### Written instruction
Faithfully return all lines, omitting every embedded picture.

** START OF Dataset extract **

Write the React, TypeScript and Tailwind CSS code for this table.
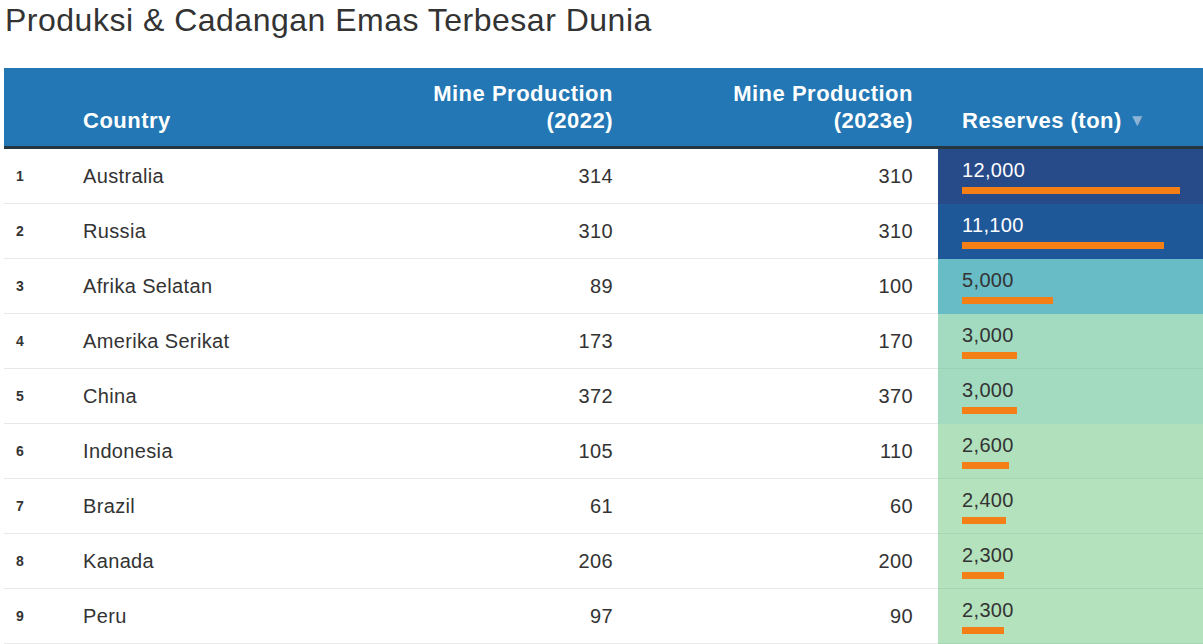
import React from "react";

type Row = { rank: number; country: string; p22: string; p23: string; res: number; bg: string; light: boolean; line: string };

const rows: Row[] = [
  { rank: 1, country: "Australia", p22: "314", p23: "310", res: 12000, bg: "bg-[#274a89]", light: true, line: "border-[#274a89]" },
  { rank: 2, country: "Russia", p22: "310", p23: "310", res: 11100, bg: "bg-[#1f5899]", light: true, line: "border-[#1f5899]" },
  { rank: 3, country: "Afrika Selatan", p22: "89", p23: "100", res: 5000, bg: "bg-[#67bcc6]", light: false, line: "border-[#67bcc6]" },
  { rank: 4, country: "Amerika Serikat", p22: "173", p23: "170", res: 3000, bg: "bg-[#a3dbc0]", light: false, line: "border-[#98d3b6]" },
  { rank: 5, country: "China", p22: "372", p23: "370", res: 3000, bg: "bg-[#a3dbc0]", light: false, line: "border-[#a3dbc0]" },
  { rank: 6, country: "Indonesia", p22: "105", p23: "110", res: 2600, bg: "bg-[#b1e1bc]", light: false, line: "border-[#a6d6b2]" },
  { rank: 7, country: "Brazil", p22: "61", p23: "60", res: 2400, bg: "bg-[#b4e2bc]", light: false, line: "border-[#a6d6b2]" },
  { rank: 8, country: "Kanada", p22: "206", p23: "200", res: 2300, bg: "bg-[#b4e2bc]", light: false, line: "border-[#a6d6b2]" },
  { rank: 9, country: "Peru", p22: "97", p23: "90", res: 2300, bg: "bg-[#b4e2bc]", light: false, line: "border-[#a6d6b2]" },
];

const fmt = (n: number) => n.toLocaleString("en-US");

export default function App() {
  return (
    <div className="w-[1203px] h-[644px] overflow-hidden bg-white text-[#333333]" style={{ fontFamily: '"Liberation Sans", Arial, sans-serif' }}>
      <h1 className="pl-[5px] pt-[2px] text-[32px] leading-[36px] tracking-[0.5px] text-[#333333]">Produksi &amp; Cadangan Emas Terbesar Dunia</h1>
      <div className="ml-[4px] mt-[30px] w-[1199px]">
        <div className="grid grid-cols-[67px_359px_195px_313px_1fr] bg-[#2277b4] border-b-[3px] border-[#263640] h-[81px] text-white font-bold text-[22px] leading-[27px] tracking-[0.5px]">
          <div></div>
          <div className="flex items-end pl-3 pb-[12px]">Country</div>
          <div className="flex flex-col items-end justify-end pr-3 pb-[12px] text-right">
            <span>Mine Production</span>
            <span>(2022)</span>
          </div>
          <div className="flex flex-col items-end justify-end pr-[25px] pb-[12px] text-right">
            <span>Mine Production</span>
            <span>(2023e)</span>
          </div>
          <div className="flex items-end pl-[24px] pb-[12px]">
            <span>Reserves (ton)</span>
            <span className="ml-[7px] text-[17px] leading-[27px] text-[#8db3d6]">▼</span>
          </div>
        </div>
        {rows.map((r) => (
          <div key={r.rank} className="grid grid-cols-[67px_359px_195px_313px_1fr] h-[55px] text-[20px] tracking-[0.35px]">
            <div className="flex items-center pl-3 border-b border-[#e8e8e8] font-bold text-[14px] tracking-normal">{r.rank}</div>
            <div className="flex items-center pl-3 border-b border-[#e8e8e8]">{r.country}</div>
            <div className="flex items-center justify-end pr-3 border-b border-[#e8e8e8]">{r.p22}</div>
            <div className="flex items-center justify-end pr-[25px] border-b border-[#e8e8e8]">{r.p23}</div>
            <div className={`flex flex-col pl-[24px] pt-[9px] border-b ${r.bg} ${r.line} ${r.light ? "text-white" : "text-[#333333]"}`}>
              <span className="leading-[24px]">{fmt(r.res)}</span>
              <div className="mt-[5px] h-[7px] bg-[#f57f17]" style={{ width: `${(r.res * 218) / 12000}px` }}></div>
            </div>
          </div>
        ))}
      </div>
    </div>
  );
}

** END OF Dataset extract **

### Full solution
Write the React, TypeScript and Tailwind CSS code for this table.
import React from "react";

type Row = { rank: number; country: string; p22: string; p23: string; res: number; bg: string; light: boolean; line: string };

const rows: Row[] = [
  { rank: 1, country: "Australia", p22: "314", p23: "310", res: 12000, bg: "bg-[#274a89]", light: true, line: "border-[#274a89]" },
  { rank: 2, country: "Russia", p22: "310", p23: "310", res: 11100, bg: "bg-[#1f5899]", light: true, line: "border-[#1f5899]" },
  { rank: 3, country: "Afrika Selatan", p22: "89", p23: "100", res: 5000, bg: "bg-[#67bcc6]", light: false, line: "border-[#67bcc6]" },
  { rank: 4, country: "Amerika Serikat", p22: "173", p23: "170", res: 3000, bg: "bg-[#a3dbc0]", light: false, line: "border-[#98d3b6]" },
  { rank: 5, country: "China", p22: "372", p23: "370", res: 3000, bg: "bg-[#a3dbc0]", light: false, line: "border-[#a3dbc0]" },
  { rank: 6, country: "Indonesia", p22: "105", p23: "110", res: 2600, bg: "bg-[#b1e1bc]", light: false, line: "border-[#a6d6b2]" },
  { rank: 7, country: "Brazil", p22: "61", p23: "60", res: 2400, bg: "bg-[#b4e2bc]", light: false, line: "border-[#a6d6b2]" },
  { rank: 8, country: "Kanada", p22: "206", p23: "200", res: 2300, bg: "bg-[#b4e2bc]", light: false, line: "border-[#a6d6b2]" },
  { rank: 9, country: "Peru", p22: "97", p23: "90", res: 2300, bg: "bg-[#b4e2bc]", light: false, line: "border-[#a6d6b2]" },
];

const fmt = (n: number) => n.toLocaleString("en-US");

export default function App() {
  return (
    <div className="w-[1203px] h-[644px] overflow-hidden bg-white text-[#333333]" style={{ fontFamily: '"Liberation Sans", Arial, sans-serif' }}>
      <h1 className="pl-[5px] pt-[2px] text-[32px] leading-[36px] tracking-[0.5px] text-[#333333]">Produksi &amp; Cadangan Emas Terbesar Dunia</h1>
      <div className="ml-[4px] mt-[30px] w-[1199px]">
        <div className="grid grid-cols-[67px_359px_195px_313px_1fr] bg-[#2277b4] border-b-[3px] border-[#263640] h-[81px] text-white font-bold text-[22px] leading-[27px] tracking-[0.5px]">
          <div></div>
          <div className="flex items-end pl-3 pb-[12px]">Country</div>
          <div className="flex flex-col items-end justify-end pr-3 pb-[12px] text-right">
            <span>Mine Production</span>
            <span>(2022)</span>
          </div>
          <div className="flex flex-col items-end justify-end pr-[25px] pb-[12px] text-right">
            <span>Mine Production</span>
            <span>(2023e)</span>
          </div>
          <div className="flex items-end pl-[24px] pb-[12px]">
            <span>Reserves (ton)</span>
            <span className="ml-[7px] text-[17px] leading-[27px] text-[#8db3d6]">▼</span>
          </div>
        </div>
        {rows.map((r) => (
          <div key={r.rank} className="grid grid-cols-[67px_359px_195px_313px_1fr] h-[55px] text-[20px] tracking-[0.35px]">
            <div className="flex items-center pl-3 border-b border-[#e8e8e8] font-bold text-[14px] tracking-normal">{r.rank}</div>
            <div className="flex items-center pl-3 border-b border-[#e8e8e8]">{r.country}</div>
            <div className="flex items-center justify-end pr-3 border-b border-[#e8e8e8]">{r.p22}</div>
            <div className="flex items-center justify-end pr-[25px] border-b border-[#e8e8e8]">{r.p23}</div>
            <div className={`flex flex-col pl-[24px] pt-[9px] border-b ${r.bg} ${r.line} ${r.light ? "text-white" : "text-[#333333]"}`}>
              <span className="leading-[24px]">{fmt(r.res)}</span>
              <div className="mt-[5px] h-[7px] bg-[#f57f17]" style={{ width: `${(r.res * 218) / 12000}px` }}></div>
            </div>
          </div>
        ))}
      </div>
    </div>
  );
}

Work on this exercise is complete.